Her work, in her own words
“I was the first woman from the Commonwealth to take up the position. I was supported by Uganda government in all ways. Africa and Europe also supported my candidature. It is voluntary service, so, there was no salary. What drove me was passion for human rights defenders. Sometimes, I would go to places as dangerous as Congo in armoured vehicles, with body guards. That was all due my passion and zeal to see things change. I met everybody, from presidents, prime ministers to human rights defenders.
“Everywhere I went, I was seen as a person who could understand their problems. Presidents would say, ‘You are from a third world country, so, you will understand our challenges’. I registered a number of achievements, key among them, getting the president of Honduras to make a public statement recognising the role of civil society organisations after a long impasse with them.
“That eased my work. Back home, I’m running the Human Rights Centre Uganda, which started in 2008, and I’m seen as being diplomatic. I keep telling my colleagues in civil society to avoid confrontation, but engage government constructively.”
My role models: I admired Nelson Mandela for his level of understanding, perseverance and forgiveness after all he had undergone. My late sister was my mentor, everything rotated around her, she taught me to be reliable and humane.
Taken to the desert: I would carry along sun glasses, a hat, comfortable shoes and clothing.
On fashion style: I’m not a fashion person so I wear what is ok for the occasion.
Last cried: Three years ago when I lost my sister.
If I met the Pope: I would ask him to pray for the world to become a better place for everyone and stop wars. Look at Sudan, Kenya, Syria, where is our humanity?
President Museveni: First on my agenda would be to ensure space for civil society is widened and also that democracy is key for peace and security.
Sudhir Ruparellia: Integrate a human rights approach in his operations, workers under him must be happy and their rights observed.
Salva Kiir and Reik Machar: I would persuade them to bring peace to the country by talking peace.
On her legacy: (Thinks) I pioneered human rights issues in Uganda.
Message to youth: You can make it to the top, work hard, be reliable and dependable.
On politics: I’m not a politician, I’m a leader, people join politics to get power, I prefer to work from this side.
Lowest moment: We worked so hard at UHRC with police, army, and prisons to introduce human rights manuals for all of them but I get disheartened when I see brutality by security agencies anywhere in the world.
Happiest moment: We advocated for human rights committee in Parliament and it was set up. That was fulfilling. It is good to see leaders align themselves with human rights work.
On corruption: We all need to fight corruption. A lot could be done with that money.
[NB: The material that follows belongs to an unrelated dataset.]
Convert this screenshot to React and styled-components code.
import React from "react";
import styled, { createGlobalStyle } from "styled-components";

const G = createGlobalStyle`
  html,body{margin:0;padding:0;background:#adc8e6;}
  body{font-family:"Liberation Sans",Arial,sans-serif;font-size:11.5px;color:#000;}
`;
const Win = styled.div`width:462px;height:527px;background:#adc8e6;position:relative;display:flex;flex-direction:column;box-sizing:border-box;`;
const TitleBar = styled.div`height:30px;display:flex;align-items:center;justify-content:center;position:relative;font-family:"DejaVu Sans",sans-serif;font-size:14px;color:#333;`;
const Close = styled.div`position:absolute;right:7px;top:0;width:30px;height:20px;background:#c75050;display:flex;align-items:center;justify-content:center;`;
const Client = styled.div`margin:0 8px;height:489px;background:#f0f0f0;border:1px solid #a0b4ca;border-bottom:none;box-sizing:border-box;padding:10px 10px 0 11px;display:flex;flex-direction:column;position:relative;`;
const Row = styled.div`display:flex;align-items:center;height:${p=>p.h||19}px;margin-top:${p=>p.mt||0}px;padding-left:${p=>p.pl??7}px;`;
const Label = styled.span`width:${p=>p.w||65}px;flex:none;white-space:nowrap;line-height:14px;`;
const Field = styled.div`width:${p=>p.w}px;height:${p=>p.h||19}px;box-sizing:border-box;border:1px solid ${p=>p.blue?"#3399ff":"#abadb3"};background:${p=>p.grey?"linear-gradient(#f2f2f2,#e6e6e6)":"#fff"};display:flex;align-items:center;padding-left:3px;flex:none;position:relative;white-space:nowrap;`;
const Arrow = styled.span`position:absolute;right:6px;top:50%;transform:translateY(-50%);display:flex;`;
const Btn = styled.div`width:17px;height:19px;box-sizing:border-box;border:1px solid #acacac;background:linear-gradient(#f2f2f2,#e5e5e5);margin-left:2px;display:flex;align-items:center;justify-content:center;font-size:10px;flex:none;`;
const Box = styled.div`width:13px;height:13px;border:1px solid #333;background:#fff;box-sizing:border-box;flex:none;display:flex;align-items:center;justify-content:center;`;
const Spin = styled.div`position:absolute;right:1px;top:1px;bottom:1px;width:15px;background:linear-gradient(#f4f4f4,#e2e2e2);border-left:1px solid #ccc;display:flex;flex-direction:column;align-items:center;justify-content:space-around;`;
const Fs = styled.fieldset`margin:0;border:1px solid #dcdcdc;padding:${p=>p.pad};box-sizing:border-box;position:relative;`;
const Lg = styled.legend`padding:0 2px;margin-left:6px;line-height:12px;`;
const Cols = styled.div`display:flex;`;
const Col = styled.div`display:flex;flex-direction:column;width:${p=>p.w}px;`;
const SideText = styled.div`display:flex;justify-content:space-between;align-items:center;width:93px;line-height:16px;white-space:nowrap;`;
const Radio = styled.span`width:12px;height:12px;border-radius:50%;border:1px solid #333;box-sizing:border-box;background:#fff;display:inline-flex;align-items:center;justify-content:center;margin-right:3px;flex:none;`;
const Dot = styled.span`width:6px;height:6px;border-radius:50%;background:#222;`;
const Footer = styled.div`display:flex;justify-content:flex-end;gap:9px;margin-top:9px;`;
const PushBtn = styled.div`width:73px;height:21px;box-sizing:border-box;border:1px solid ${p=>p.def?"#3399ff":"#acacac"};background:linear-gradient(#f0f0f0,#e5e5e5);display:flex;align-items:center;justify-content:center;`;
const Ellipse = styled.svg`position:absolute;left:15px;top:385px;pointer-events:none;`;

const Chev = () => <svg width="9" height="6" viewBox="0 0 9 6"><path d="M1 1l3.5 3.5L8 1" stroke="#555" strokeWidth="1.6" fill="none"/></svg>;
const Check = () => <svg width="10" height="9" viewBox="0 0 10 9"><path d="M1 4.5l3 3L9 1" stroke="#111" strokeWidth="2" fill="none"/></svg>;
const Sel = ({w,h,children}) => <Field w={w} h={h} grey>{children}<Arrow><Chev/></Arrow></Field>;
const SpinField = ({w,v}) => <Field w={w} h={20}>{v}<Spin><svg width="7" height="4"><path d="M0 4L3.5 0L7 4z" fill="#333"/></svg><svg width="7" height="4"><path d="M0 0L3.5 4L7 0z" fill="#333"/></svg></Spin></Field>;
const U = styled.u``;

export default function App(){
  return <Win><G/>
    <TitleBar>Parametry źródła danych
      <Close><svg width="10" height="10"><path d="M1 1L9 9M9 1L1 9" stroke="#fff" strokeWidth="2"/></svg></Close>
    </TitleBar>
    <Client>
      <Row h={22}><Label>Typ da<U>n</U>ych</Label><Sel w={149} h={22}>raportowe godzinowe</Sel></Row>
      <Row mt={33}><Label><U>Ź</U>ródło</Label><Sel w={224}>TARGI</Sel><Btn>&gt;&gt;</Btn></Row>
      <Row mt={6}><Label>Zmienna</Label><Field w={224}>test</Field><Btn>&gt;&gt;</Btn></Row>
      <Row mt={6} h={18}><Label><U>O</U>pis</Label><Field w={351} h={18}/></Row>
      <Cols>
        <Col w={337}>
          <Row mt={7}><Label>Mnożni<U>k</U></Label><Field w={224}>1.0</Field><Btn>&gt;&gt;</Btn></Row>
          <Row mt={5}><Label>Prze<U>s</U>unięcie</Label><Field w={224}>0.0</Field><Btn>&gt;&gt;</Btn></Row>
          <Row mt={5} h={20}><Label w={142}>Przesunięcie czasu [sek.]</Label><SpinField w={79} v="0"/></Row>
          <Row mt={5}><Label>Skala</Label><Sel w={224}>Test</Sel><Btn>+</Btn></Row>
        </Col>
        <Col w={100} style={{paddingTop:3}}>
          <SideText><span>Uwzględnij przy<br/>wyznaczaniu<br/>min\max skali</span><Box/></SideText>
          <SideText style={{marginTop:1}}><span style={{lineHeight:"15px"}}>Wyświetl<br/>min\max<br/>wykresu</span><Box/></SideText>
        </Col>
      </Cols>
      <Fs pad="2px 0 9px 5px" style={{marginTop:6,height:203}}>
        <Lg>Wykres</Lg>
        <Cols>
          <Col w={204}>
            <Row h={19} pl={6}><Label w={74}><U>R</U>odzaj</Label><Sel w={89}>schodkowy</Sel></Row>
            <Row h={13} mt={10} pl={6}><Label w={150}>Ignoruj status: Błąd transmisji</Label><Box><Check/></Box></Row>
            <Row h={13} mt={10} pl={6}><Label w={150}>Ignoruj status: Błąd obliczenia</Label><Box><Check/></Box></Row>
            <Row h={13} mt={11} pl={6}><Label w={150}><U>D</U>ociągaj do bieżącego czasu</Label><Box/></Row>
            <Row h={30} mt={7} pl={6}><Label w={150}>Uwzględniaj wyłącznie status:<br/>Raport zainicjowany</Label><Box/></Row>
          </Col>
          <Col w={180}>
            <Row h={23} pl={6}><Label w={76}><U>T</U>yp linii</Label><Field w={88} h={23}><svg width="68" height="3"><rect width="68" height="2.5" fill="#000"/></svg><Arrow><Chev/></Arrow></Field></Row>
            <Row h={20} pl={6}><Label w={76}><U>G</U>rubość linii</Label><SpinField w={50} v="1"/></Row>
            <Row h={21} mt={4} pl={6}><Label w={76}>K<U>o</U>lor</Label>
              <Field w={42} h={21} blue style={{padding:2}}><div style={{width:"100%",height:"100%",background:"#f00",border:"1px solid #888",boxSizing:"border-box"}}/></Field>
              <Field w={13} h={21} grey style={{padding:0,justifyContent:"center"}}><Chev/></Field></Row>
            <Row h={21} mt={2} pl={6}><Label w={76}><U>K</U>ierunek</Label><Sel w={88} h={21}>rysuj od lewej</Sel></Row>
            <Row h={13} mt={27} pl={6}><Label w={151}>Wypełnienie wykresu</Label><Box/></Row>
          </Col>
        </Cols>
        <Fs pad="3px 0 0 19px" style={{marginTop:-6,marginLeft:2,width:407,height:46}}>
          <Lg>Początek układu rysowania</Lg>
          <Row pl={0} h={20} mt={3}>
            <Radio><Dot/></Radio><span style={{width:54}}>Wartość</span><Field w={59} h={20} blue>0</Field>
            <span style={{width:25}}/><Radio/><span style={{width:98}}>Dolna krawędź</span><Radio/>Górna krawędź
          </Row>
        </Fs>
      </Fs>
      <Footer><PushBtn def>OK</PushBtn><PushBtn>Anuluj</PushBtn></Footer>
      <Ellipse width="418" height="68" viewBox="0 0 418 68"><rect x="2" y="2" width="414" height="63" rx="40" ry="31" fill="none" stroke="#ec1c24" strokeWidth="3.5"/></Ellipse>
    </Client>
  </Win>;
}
Favorite music: Anything, at times Christian music is good for me but I also enjoy other people like Juliana, and Isiah Katumwa. I get happy when I attend their shows.
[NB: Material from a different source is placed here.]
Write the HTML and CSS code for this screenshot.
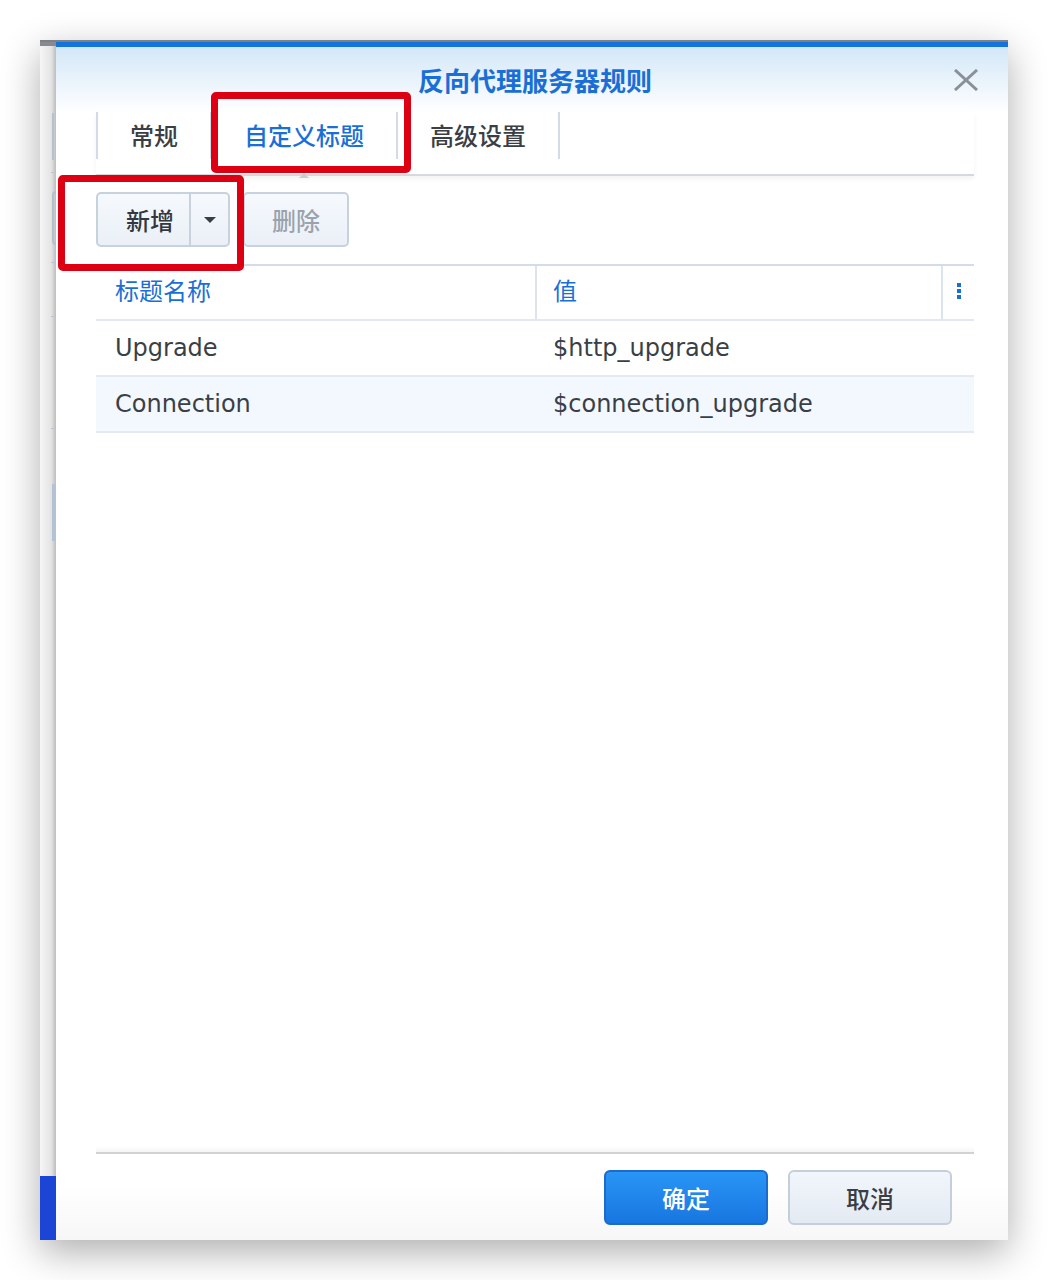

On the media: The media can make or unmake you. I personally benefited from the media because my views were portrayed well. I watch all TV news channels and read all newspapers, but Charles Onyango Obbo is my favourite. He makes me laugh with his humour.
What they say
Elizabeth Namusisi, head of finance and administration, Human Rights Commission-Uganda Madam Sekaggya is a wonderful lady, good leader, humane and has a positive attitude. She listens and listens patiently and is extremely understanding.
Robert Mugisa, programme assistant, legal
Margaret is an inspiration, dedicated to work and when she focus on something she gets it done. She is a go-getter.